One year after a puzzling setback in the hunt for an AIDS vaccine, researchers say their defeats have forced them to look for entirely new ways of creating a defense against the disease.
After nearly 30 years, 25 million deaths and billions of dollars spent with no vaccine to show for it, scientists at this year’s international AIDS Vaccine Conference said they were turning to novel approaches to overcome their defeats.
“We are in the middle of quite a profound shift of mindset in the research community,” said Alan Bernstein, director of the Global HIV Vaccine Enterprise, an alliance of organizations working on a vaccine.
Speaking on the sidelines of the meeting that ended on Friday in Cape Town, he said that startling setbacks had forced scientists to delve into sophisticated new research to tackle the disease.
Last year scientists were forced to abandon two advanced clinical trials of a vaccine by pharmaceutical company Merck, after it appeared to actually heighten the risk of AIDS infection.
“The Merck result was such a surprise and everyone was kind of knocked off their horses … What happened no one could have predicted,” Mitchell Warren of the AIDS Vaccine Advocacy Coalition said.

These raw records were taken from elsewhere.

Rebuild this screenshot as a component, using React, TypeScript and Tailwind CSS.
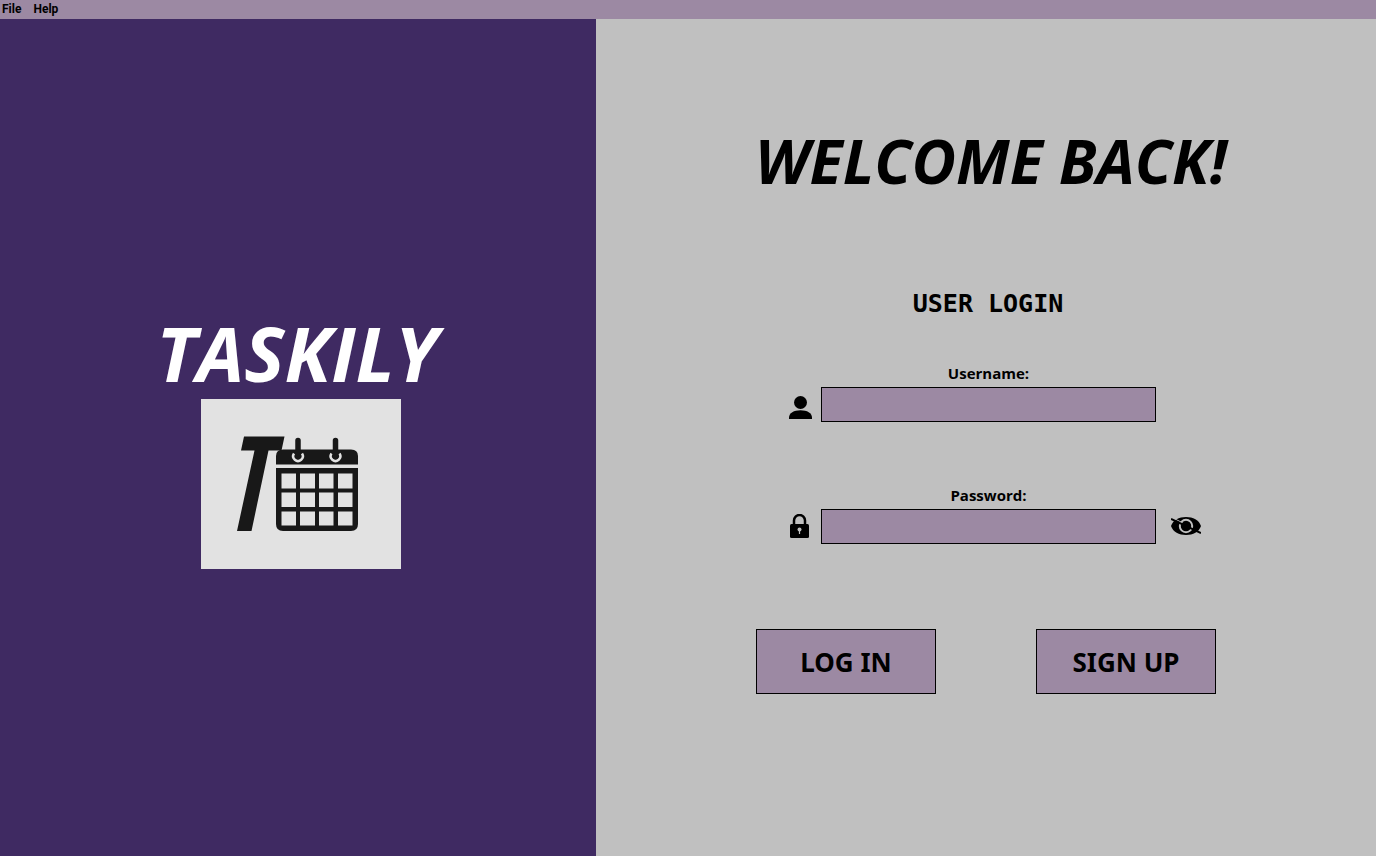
import React, { useState } from "react";

function Logo() {
  return (
    <svg viewBox="0 0 200 170" className="block h-[170px] w-[200px] bg-[#e2e2e2]" role="img" aria-label="Taskily logo">
      <g fill="#181818">
        <path d="M43 37.500H83.500L80.500 51.500H67.500L50.500 132H36L53.500 51.500H40Z" />
        <path d="M75 65.500V57Q75 50.500 82 50.500H150Q157 50.500 157 57V65.500Z" />
        <path
          fillRule="evenodd"
          d="M75 69H157V125Q157 132 150 132H82Q75 132 75 125Z
             M80.500 74.500H95V89.500H80.500Z M99 74.500H114V89.500H99Z M118 74.500H132.500V89.500H118Z M137 74.500H151.500V89.500H137Z
             M80.500 93.500H95V108H80.500Z M99 93.500H114V108H99Z M118 93.500H132.500V108H118Z M137 93.500H151.500V108H137Z
             M80.500 112.500H95V126.500H80.500Z M99 112.500H114V126.500H99Z M118 112.500H132.500V126.500H118Z M137 112.500H151.500V126.500H137Z"
        />
      </g>
      <g fill="none" stroke="#e2e2e2" strokeWidth="2.500">
        <path d="M93 54.500A4.800 4.800 0 1 0 101 54.500" />
        <path d="M130.500 54.500A4.800 4.800 0 1 0 138.500 54.500" />
      </g>
      <path d="M97 41.500V57.500M134.500 41.500V57.500" stroke="#181818" strokeWidth="5.500" strokeLinecap="round" />
    </svg>
  );
}

function UserIcon() {
  return (
    <svg viewBox="0 0 24 24" className="size-6" aria-hidden="true">
      <circle cx="12.500" cy="7.500" r="6.500" />
      <path d="M1 24V22.500C1 18 6 15.200 12.500 15.200S24 18 24 22.500V24Z" />
    </svg>
  );
}

function LockIcon() {
  return (
    <svg viewBox="0 0 24 24" className="size-6" aria-hidden="true">
      <path d="M6 11V6.500A5.500 5.500 0 0 1 17 6.500V11" fill="none" stroke="black" strokeWidth="2.500" />
      <rect x="2" y="10" width="19" height="14" rx="1.500" />
      <circle cx="11.500" cy="15.500" r="2" fill="#c0c0c0" />
      <path d="M11.500 15V20" stroke="#c0c0c0" strokeWidth="1.200" />
    </svg>
  );
}

function EyeOffIcon() {
  return (
    <svg viewBox="0 0 30 20" className="h-5 w-[30px]" aria-hidden="true">
      <path d="M0 10C2 4 8 1 15 1S28 4 30 10C28 16 22 19 15 19S2 16 0 10Z" />
      <circle cx="15" cy="10" r="6.200" fill="none" stroke="#c0c0c0" strokeWidth="2" />
      <path d="M3 2.500L12 7" stroke="#c0c0c0" strokeWidth="1" />
      <circle cx="15" cy="10" r="4.600" />
      <path d="M0 3L30 17" stroke="black" strokeWidth="2" />
    </svg>
  );
}

const rowClass = "grid grid-cols-[56px_335px_45px] items-center gap-x-[9px] gap-y-1";
const labelClass = "col-start-2 text-center text-[15px] leading-5 font-bold";
const inputClass = "h-[35px] w-full border border-black bg-[#9c89a3] px-2 text-base outline-none";
const buttonClass =
  "h-[65px] w-[180px] border border-black bg-[#9c89a3] font-['Noto_Sans',sans-serif] text-[26px] leading-8 font-bold";

export default function App() {
  const [visible, setVisible] = useState(false);

  return (
    <div className="flex min-h-screen flex-col bg-[#c0c0c0] font-['Open_Sans',sans-serif] text-black">
      <nav className="flex h-[19px] items-center gap-3 bg-[#9c89a3] px-0.5 pb-0.5 font-['Roboto',sans-serif] text-xs font-bold">
        <button type="button">File</button>
        <button type="button">Help</button>
      </nav>
      <main className="grid flex-1 grid-cols-[149fr_195fr]">
        <section className="flex flex-col items-center justify-center bg-[#3f2a62] pl-1.5">
          <h1 className="pr-2 text-[76px] leading-[93px] font-[740] text-white italic">TASKILY</h1>
          <Logo />
        </section>
        <section className="flex flex-col items-center pt-[102px]">
          <h2 className="pl-2.5 text-[61px] leading-[80px] font-[740] italic">WELCOME BACK!</h2>
          <form className="mt-[87px] w-[460px]" onSubmit={(e) => e.preventDefault()}>
            <h3 className="pl-1 text-center font-['DejaVu_Sans_Mono',monospace] text-[25px] leading-8 font-bold">
              USER LOGIN
            </h3>
            <div className={`mt-[43px] ${rowClass}`}>
              <label htmlFor="username" className={labelClass}>Username:</label>
              <span className="col-start-1 flex justify-end pt-1"><UserIcon /></span>
              <input id="username" type="text" className={inputClass} />
            </div>
            <div className={`mt-[63px] ${rowClass}`}>
              <label htmlFor="password" className={labelClass}>Password:</label>
              <span className="col-start-1 flex justify-end pb-0.5"><LockIcon /></span>
              <input id="password" type={visible ? "text" : "password"} className={inputClass} />
              <button
                type="button"
                aria-label="Show password"
                className="justify-self-start pb-0.5 pl-1.5"
                onClick={() => setVisible(!visible)}
              >
                <EyeOffIcon />
              </button>
            </div>
            <div className="mt-[85px] flex justify-between">
              <button type="submit" className={buttonClass}>LOG IN</button>
              <button type="button" className={buttonClass}>SIGN UP</button>
            </div>
          </form>
        </section>
      </main>
    </div>
  );
}
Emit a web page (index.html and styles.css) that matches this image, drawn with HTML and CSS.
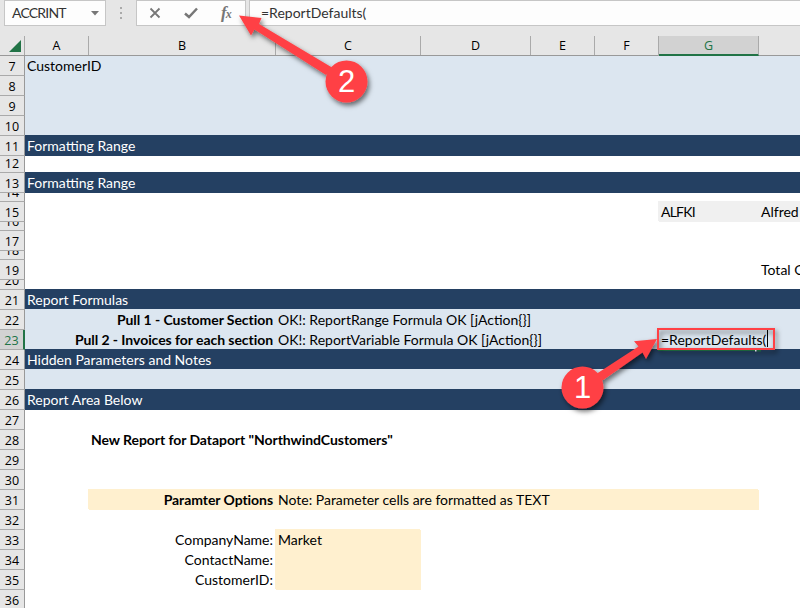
FILE: index.html
```html
<!DOCTYPE html>
<html lang="en">
<head>
<meta charset="utf-8">
<title>Report workbook</title>
<link rel="stylesheet" href="styles.css">
</head>
<body>
<div class="app">
  <div class="toolbar">
    <div class="namebox"><span class="caps">ACCRINT</span><svg width="8" height="5" viewBox="0 0 8 5"><path d="M0 0h8L4 4.5z" fill="#777"/></svg></div>
    <div class="grip"><i></i><i></i><i></i></div>
    <div class="buttons">
      <svg width="12" height="12" viewBox="0 0 12 12"><path d="M1.500 1.500l9 9M10.500 1.500l-9 9" stroke="#777" stroke-width="1.800" fill="none"/></svg>
      <svg width="14" height="12" viewBox="0 0 14 12"><path d="M1 6.500L5 10L13 1.500" stroke="#777" stroke-width="2.500" fill="none"/></svg>
      <span class="fx">f<small>x</small></span>
    </div>
    <div class="formula"><span>=ReportDefaults(</span></div>
  </div>
  <div class="cols">
    <div class="corner"><svg width="12" height="12" viewBox="0 0 12 12"><path d="M12 0V12H0z" fill="#217346"/></svg></div>
    <div>A</div><div>B</div><div>C</div><div>D</div><div>E</div><div>F</div><div class="sel">G</div><div class="last"></div>
  </div>
  <div class="sheet">
    <div class="row light"><b class="num">7</b><span class="a">CustomerID</span></div>
    <div class="row light"><b class="num">8</b></div>
    <div class="row light"><b class="num">9</b></div>
    <div class="row light"><b class="num">10</b></div>
    <div class="row dark"><b class="num">11</b><span class="a">Formatting Range</span></div>
    <div class="row h17"><b class="num">12</b></div>
    <div class="row dark"><b class="num">13</b><span class="a">Formatting Range</span></div>
    <div class="row h9"><b class="num">14</b></div>
    <div class="row"><b class="num">15</b><span class="g gray caps">ALFKI</span><span class="h gray">Alfred</span></div>
    <div class="row h9"><b class="num">16</b></div>
    <div class="row"><b class="num">17</b></div>
    <div class="row h9"><b class="num">18</b></div>
    <div class="row"><b class="num">19</b><span class="h">Total Orders</span></div>
    <div class="row h10"><b class="num">20</b></div>
    <div class="row dark"><b class="num">21</b><span class="a">Report Formulas</span></div>
    <div class="row light"><b class="num">22</b><span class="b right bold">Pull 1 - Customer Section</span><span class="c">OK!: ReportRange Formula OK [jAction{}]</span></div>
    <div class="row light"><b class="num active">23</b><span class="b right bold">Pull 2 - Invoices for each section</span><span class="c">OK!: ReportVariable Formula OK [jAction{}]</span></div>
    <div class="row dark"><b class="num">24</b><span class="a">Hidden Parameters and Notes</span></div>
    <div class="row light"><b class="num">25</b></div>
    <div class="row dark"><b class="num">26</b><span class="a">Report Area Below</span></div>
    <div class="row"><b class="num">27</b></div>
    <div class="row"><b class="num">28</b><span class="b bold">New Report for Dataport "NorthwindCustomers"</span></div>
    <div class="row"><b class="num">29</b></div>
    <div class="row"><b class="num">30</b></div>
    <div class="row"><b class="num">31</b><span class="b right bold cream">Paramter Options</span><span class="c wide cream">Note: Parameter cells are formatted as TEXT</span></div>
    <div class="row"><b class="num">32</b></div>
    <div class="row"><b class="num">33</b><span class="b right">CompanyName:</span><span class="c cream">Market</span></div>
    <div class="row"><b class="num">34</b><span class="b right">ContactName:</span><span class="c cream"></span></div>
    <div class="row"><b class="num">35</b><span class="b right">CustomerID:</span><span class="c cream"></span></div>
    <div class="row"><b class="num">36</b></div>
  </div>
  <div class="editor"><span>=ReportDefaults(</span><i class="caret"></i></div>
  <svg class="notes" width="800" height="608" viewBox="0 0 800 608">
    <defs><filter id="s" x="-30%" y="-30%" width="160%" height="160%"><feDropShadow dx="2" dy="3" stdDeviation="2.500" flood-color="#000" flood-opacity=".55"/></filter></defs>
    <path d="M658 350H755M757 350.500H761" stroke="#217346" stroke-width="2"/>
    <path d="M755 350.500H756.500" stroke="#fff" stroke-width="2"/>
    <g filter="url(#s)" fill="#ff4144">
      <path d="M239 15.500L261.500 18L259 24L332 67.500L326 75L254.500 29.500L251 35.500Z"/>
      <circle cx="346.500" cy="81.500" r="21"/>
    </g>
    <g filter="url(#s)" fill="#ff4144">
      <rect x="658" y="329" width="116" height="20" fill="none" stroke="#ff4144" stroke-width="2"/>
      <path d="M657 339L634 341.300L638.500 346.500L597 373.500L602.500 380.500L642.500 352.500L646 359Z"/>
      <circle cx="582.500" cy="387.500" r="21"/>
    </g>
    <text x="346.500" y="92" class="mark">2</text>
    <text x="582.500" y="398" class="mark">1</text>
  </svg>
</div>
</body>
</html>
```
FILE: styles.css
```css
* { box-sizing: border-box; }
body { margin: 0; background: #fff; }
.app { position: relative; width: 800px; height: 608px; overflow: hidden; font: 14px/20px Lato, "Liberation Sans", sans-serif; color: #000; }
.toolbar { display: flex; height: 36px; background: #e6e6e6; align-items: flex-start; padding-left: 4px; color: #333; }
.toolbar > div { height: 26px; display: flex; align-items: center; }
.namebox, .buttons, .formula { background: #fdfdfd; border: 1px solid #c6c6c6; }
.toolbar .namebox { width: 102px; justify-content: space-between; padding: 0 6px 0 7px; }
.caps { letter-spacing: -.8px; }
.toolbar .grip { width: 30px; flex-direction: column; justify-content: center; gap: 3px; }
.grip i { width: 2px; height: 2px; background: #aaa; }
.buttons { width: 110px; padding-left: 12px; gap: 23px; }
.fx { font: italic bold 17px/20px "Liberation Serif", serif; color: #777; }
.fx small { font-size: 12px; margin-left: -1px; }
.formula { flex: 1; margin-left: 3px; padding: 0 0 0 11px; border-right: 0; }
.cols { position: relative; z-index: 1; display: grid; grid-template-columns: 25px 64px 187px 145px 110px 64px 64px 100px 1fr; height: 20px; background: #e6e6e6; border-bottom: 1px solid #999; text-align: center; font: 12.5px/19px "Open Sans", sans-serif; }
.cols div { border-right: 1px solid #aaa; height: 19px; line-height: 19px; }
.cols .corner { display: flex; justify-content: flex-end; padding: 4px 3px 0 0; }
.cols .last { border: 0; }
.cols .sel { height: 20px; background: #d2d2d2; color: #217346; border-bottom: 2px solid #217346; box-shadow: -1px 0 #aaa; }
.row { display: grid; grid-template-columns: 25px 64px 187px 145px 110px 64px 64px 100px 1fr; grid-template-rows: 100%; height: 20px; white-space: nowrap; }
.h17 { height: 17px; }
.h9 { height: 9px; }
.h10 { height: 10px; }
.num { position: relative; font: 12.5px/17px "Open Sans", sans-serif; background: #e6e6e6; border-right: 1px solid #999; border-bottom: 1px solid #aaa; overflow: hidden; display: flex; flex-direction: column; justify-content: flex-end; align-items: center; }
.active { background: #d2d2d2; color: #217346; border-right: 2px solid #217346; }
.row span { grid-row: 1; padding: 0 2px; line-height: 20px; }
.a { grid-column: 2; }
.b { grid-column: 3; }
.c { grid-column: 4; }
.g { grid-column: 8; }
.h { grid-column: 9; }
.row .wide { grid-column: 4 / 9; }
.row .right { display: flex; justify-content: flex-end; padding-right: 3px; }
.bold { font-weight: 700; letter-spacing: -.06px; }
.light { background: #dce6f0; box-shadow: 0 -1px #dce6f0; }
.dark { background: #244062; box-shadow: 0 -1px #244062; color: #fff; }
.dark .num { color: #000; }
.cream { background: #fff0cf; box-shadow: -1px -1px #fff0cf; }
.gray { background: #f0f0f0; box-shadow: -1px -1px #f0f0f0; }
.editor { position: absolute; left: 659px; top: 330px; width: 114px; height: 19px; padding-left: 2px; background: #dce6f0; line-height: 20px; display: flex; }
.caret { width: 1px; height: 17px; margin-left: 1px; background: #000; }
.notes { position: absolute; left: 0; top: 0; z-index: 2; }
.mark { font: 31px "Liberation Sans", sans-serif; fill: #fff; text-anchor: middle; }
```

“They still don’t understand exactly what happened. That finding forces people to realign and look at new ways and new approaches to how we are going to find an AIDS vaccine because it was so surprising,” he said.
About 30 other clinical trials are underway around the world, but the most watched is a study in Thailand that began in 2003, with results expected next year.
That study is the biggest ever, with 16,000 people involved. Scientists say that whatever the outcome, it will provide valuable information on the pandemic, which most agree won’t see a vaccine for decades.
Meanwhile, Warren says the failure of the Merck trial has already forced scientists to rethink their basic assumptions about how vaccines work.
In the past vaccines have either caused the body to develop antibodies that kill a disease, or to attack infected cells to kill them off before a disease spreads.
But HIV mutates at every turn, making it almost impossible to design a vaccine to attack it.
Bernstein said the most exciting new research involves newly discovered defenses in the human body called the innate immune system, which serves as an early warning system for invading diseases.
That system could provide a way to stop HIV, if scientists found a way to trigger it early enough, he said.
“We now know we may have only hours, at most days, before we have a window of opportunity to stop HIV. So that’s reason to think this early warning system might be critical to activate if we are going to design a vaccine,” he said.
The disappointments in the quest for a vaccine have sparked calls for an end to the research, with critics arguing the money could be better spent on other prevention or treatment efforts.
But Anthony Fauci, one of the world’s top AIDS researchers at the US National Institutes of Health, insisted that a vaccine would eventually provide the world’s best defense against the disease.